- [Data provided]

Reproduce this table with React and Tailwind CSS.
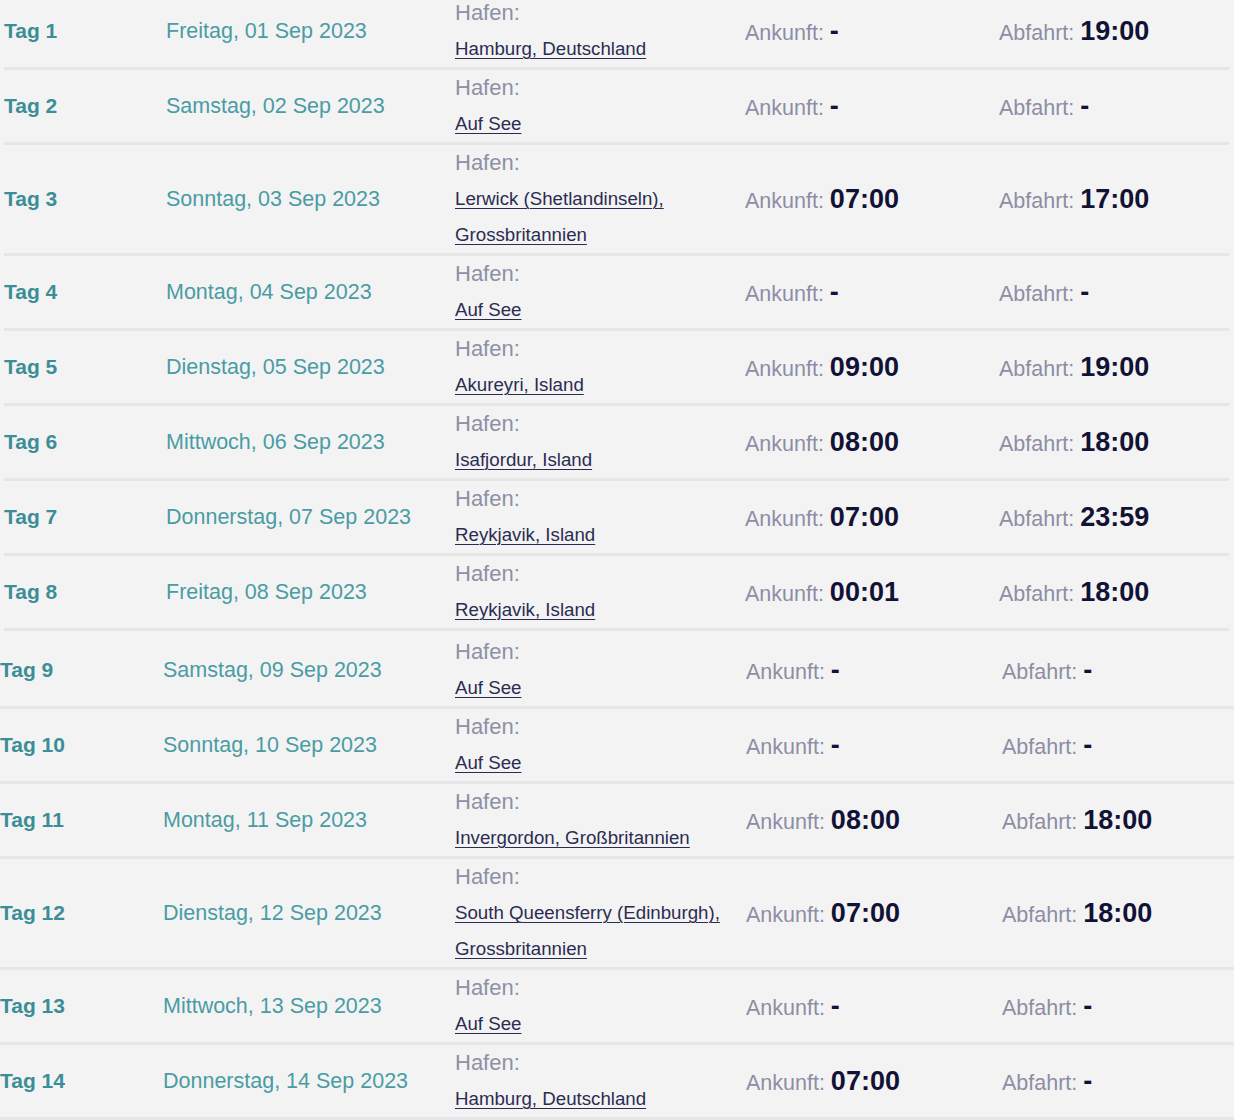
import React from "react";

const rows1 = [
  { tag: "Tag 1", date: "Freitag, 01 Sep 2023", port: ["Hamburg, Deutschland"], an: "-", ab: "19:00" },
  { tag: "Tag 2", date: "Samstag, 02 Sep 2023", port: ["Auf See"], an: "-", ab: "-" },
  { tag: "Tag 3", date: "Sonntag, 03 Sep 2023", port: ["Lerwick (Shetlandinseln),", "Grossbritannien"], an: "07:00", ab: "17:00" },
  { tag: "Tag 4", date: "Montag, 04 Sep 2023", port: ["Auf See"], an: "-", ab: "-" },
  { tag: "Tag 5", date: "Dienstag, 05 Sep 2023", port: ["Akureyri, Island"], an: "09:00", ab: "19:00" },
  { tag: "Tag 6", date: "Mittwoch, 06 Sep 2023", port: ["Isafjordur, Island"], an: "08:00", ab: "18:00" },
  { tag: "Tag 7", date: "Donnerstag, 07 Sep 2023", port: ["Reykjavik, Island"], an: "07:00", ab: "23:59" },
  { tag: "Tag 8", date: "Freitag, 08 Sep 2023", port: ["Reykjavik, Island"], an: "00:01", ab: "18:00" },
];

const rows2 = [
  { tag: "Tag 9", date: "Samstag, 09 Sep 2023", port: ["Auf See"], an: "-", ab: "-" },
  { tag: "Tag 10", date: "Sonntag, 10 Sep 2023", port: ["Auf See"], an: "-", ab: "-" },
  { tag: "Tag 11", date: "Montag, 11 Sep 2023", port: ["Invergordon, Großbritannien"], an: "08:00", ab: "18:00" },
  { tag: "Tag 12", date: "Dienstag, 12 Sep 2023", port: ["South Queensferry (Edinburgh),", "Grossbritannien"], an: "07:00", ab: "18:00" },
  { tag: "Tag 13", date: "Mittwoch, 13 Sep 2023", port: ["Auf See"], an: "-", ab: "-" },
  { tag: "Tag 14", date: "Donnerstag, 14 Sep 2023", port: ["Hamburg, Deutschland"], an: "07:00", ab: "-" },
];

function Row({ r, grid }) {
  return (
    <div className={`grid ${grid} items-center border-b-[3px] border-[#e6e6e6]`}>
      <div className="text-[21px] font-bold text-[#3b8e97] leading-[36px]">{r.tag}</div>
      <div className="text-[21.5px] text-[#4a9ca4] leading-[36px] whitespace-nowrap">{r.date}</div>
      <div className="flex flex-col">
        <div className="h-[36px] text-[22px] text-[#8f8fa6] leading-[36px]">Hafen:</div>
        {r.port.map((p, i) => (
          <div key={i} className="h-[36px] text-[18.7px] leading-[36px] whitespace-nowrap">
            <a className="text-[#2c2c52] underline underline-offset-[3px] decoration-[1px] cursor-pointer">
              {p}
            </a>
          </div>
        ))}
      </div>
      <div className="h-[36px] text-[21.5px] leading-[36px] whitespace-nowrap text-[#8d8da5]">
        Ankunft: <span className="text-[27px] font-bold text-[#121236]">{r.an}</span>
      </div>
      <div className="h-[36px] text-[21.5px] leading-[36px] whitespace-nowrap text-[#8d8da5]">
        Abfahrt: <span className="text-[27px] font-bold text-[#121236]">{r.ab}</span>
      </div>
    </div>
  );
}

export default function App() {
  return (
    <div
      className="w-[1234px] h-[1120px] overflow-hidden bg-[#f3f3f3]"
      style={{ fontFamily: '"Liberation Sans", Arial, Helvetica, sans-serif' }}
    >
      <div className="pl-[4px] pr-[5px] -mt-[5px]">
        {rows1.map((r) => (
          <Row key={r.tag} r={r} grid="grid-cols-[162px_289px_290px_254px_1fr]" />
        ))}
      </div>
      <div className="pt-[3px]">
        {rows2.map((r) => (
          <Row key={r.tag} r={r} grid="grid-cols-[163px_292px_291px_256px_1fr]" />
        ))}
      </div>
    </div>
  );
}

- [Work to complete]
Look at the listing and set down only the lines from its start through the line with "import React from", word for word and without pictures.

- [Exercise answer]
Reproduce this table with React and Tailwind CSS.
import React from "react";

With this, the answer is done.